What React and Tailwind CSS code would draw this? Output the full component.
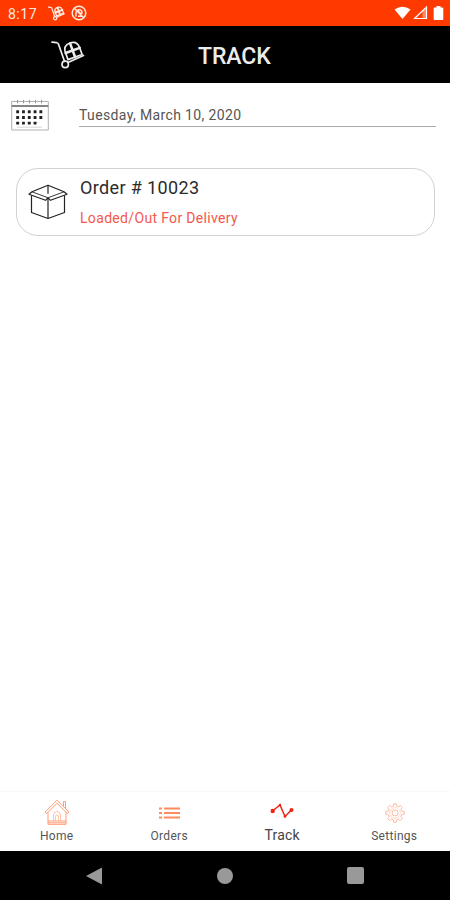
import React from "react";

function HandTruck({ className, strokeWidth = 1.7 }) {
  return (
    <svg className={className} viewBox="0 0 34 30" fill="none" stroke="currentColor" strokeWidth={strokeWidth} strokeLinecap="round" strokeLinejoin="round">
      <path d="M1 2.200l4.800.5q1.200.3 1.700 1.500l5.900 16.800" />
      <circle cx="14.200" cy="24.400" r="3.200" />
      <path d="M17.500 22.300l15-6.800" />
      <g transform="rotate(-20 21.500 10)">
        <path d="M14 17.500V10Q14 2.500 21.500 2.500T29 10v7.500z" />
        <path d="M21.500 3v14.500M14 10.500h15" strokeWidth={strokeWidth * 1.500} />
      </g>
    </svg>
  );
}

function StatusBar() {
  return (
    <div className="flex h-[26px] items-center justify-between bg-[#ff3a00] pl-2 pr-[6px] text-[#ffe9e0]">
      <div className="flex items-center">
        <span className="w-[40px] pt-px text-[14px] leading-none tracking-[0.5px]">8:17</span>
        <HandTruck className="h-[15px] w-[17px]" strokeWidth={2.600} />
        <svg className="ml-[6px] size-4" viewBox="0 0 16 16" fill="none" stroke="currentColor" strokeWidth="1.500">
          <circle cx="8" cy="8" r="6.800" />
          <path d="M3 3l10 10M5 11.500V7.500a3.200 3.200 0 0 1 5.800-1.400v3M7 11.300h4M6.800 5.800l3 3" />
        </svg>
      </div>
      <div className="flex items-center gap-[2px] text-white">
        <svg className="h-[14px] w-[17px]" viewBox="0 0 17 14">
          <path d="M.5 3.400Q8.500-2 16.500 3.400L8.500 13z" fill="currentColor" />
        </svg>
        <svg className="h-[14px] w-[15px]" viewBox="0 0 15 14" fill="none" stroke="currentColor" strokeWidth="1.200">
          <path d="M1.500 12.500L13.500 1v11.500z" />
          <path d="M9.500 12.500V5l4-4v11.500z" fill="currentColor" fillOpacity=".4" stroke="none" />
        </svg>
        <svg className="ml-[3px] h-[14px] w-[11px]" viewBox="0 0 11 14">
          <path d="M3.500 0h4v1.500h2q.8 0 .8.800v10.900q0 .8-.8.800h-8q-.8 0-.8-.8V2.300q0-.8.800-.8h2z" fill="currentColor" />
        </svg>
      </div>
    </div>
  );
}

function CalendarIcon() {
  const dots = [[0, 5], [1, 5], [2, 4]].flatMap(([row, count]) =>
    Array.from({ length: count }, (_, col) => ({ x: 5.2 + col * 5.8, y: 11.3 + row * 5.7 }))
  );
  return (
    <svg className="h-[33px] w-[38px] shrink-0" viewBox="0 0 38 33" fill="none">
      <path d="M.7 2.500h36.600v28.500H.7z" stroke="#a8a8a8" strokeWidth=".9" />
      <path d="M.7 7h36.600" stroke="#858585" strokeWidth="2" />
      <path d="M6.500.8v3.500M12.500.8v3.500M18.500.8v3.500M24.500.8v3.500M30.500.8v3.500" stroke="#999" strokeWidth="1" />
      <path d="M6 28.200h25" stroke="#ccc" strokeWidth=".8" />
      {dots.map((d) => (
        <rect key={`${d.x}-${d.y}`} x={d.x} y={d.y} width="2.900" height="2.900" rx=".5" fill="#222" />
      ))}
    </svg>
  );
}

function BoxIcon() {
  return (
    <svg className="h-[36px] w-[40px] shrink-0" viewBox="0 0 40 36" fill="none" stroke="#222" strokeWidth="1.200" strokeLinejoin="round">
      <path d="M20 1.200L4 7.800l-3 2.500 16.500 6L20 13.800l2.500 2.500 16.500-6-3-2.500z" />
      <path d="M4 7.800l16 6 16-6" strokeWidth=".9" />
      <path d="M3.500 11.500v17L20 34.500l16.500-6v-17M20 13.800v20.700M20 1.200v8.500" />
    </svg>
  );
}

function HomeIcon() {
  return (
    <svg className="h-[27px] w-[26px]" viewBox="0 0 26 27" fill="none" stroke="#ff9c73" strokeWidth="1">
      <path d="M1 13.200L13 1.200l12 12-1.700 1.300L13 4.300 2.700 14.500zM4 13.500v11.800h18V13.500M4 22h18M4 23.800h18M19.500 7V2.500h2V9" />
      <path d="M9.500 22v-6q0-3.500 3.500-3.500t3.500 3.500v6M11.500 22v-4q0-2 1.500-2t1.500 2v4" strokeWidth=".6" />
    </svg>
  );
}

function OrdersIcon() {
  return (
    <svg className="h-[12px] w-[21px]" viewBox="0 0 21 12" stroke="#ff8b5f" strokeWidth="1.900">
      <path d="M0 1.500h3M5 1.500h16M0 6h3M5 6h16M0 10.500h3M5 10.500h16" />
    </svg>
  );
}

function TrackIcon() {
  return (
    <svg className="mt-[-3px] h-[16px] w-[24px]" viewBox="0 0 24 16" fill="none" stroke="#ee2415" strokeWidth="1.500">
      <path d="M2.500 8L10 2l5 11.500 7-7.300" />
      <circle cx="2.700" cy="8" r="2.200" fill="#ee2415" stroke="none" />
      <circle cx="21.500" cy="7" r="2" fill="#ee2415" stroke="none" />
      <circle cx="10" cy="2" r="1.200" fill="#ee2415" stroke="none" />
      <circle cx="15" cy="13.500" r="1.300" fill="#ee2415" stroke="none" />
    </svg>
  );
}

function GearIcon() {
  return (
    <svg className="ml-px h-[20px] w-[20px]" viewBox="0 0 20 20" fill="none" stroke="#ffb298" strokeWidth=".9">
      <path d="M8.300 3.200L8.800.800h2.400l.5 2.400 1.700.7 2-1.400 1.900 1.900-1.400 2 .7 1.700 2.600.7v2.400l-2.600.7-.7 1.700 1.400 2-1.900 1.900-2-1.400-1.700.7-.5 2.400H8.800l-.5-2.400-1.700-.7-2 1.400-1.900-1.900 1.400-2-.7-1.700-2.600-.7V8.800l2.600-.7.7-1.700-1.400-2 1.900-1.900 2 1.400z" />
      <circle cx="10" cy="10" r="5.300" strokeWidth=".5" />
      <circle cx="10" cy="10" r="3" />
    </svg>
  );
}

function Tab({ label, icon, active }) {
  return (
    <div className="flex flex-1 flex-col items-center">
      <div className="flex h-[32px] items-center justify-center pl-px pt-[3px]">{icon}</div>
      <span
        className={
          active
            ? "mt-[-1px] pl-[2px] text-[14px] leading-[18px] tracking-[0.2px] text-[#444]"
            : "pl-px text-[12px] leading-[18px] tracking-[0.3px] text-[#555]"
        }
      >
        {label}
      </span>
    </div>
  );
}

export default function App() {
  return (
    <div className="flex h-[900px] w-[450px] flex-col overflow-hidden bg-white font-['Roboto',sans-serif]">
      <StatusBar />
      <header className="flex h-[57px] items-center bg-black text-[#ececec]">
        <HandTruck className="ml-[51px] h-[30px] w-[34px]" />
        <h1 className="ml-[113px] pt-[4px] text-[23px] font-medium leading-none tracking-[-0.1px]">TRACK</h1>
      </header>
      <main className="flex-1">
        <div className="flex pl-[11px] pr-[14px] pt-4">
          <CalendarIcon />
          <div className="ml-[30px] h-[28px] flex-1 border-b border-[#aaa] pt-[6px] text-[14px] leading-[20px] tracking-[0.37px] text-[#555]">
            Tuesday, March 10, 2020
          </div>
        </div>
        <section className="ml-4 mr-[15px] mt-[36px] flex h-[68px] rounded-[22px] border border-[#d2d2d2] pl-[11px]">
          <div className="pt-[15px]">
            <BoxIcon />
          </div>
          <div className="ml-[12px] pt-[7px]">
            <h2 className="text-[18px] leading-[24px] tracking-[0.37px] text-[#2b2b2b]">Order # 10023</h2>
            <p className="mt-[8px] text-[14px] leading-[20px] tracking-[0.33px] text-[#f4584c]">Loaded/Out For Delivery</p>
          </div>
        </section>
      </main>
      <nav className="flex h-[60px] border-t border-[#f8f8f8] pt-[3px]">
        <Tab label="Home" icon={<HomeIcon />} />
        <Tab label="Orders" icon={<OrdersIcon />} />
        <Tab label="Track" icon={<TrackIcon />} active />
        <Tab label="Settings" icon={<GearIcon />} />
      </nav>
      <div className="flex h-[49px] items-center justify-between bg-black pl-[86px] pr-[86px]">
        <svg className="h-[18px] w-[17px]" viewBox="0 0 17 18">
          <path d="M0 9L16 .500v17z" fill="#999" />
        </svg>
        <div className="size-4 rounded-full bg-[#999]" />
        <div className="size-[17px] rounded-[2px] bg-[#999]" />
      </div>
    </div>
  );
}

▸ Problem requirements
The lines from the start of the data through the line that contains "import React from" are to be returned exactly, please, with both ends included and every picture left out.

▸ Reply to the exercise
What React and Tailwind CSS code would draw this? Output the full component.
import React from "react";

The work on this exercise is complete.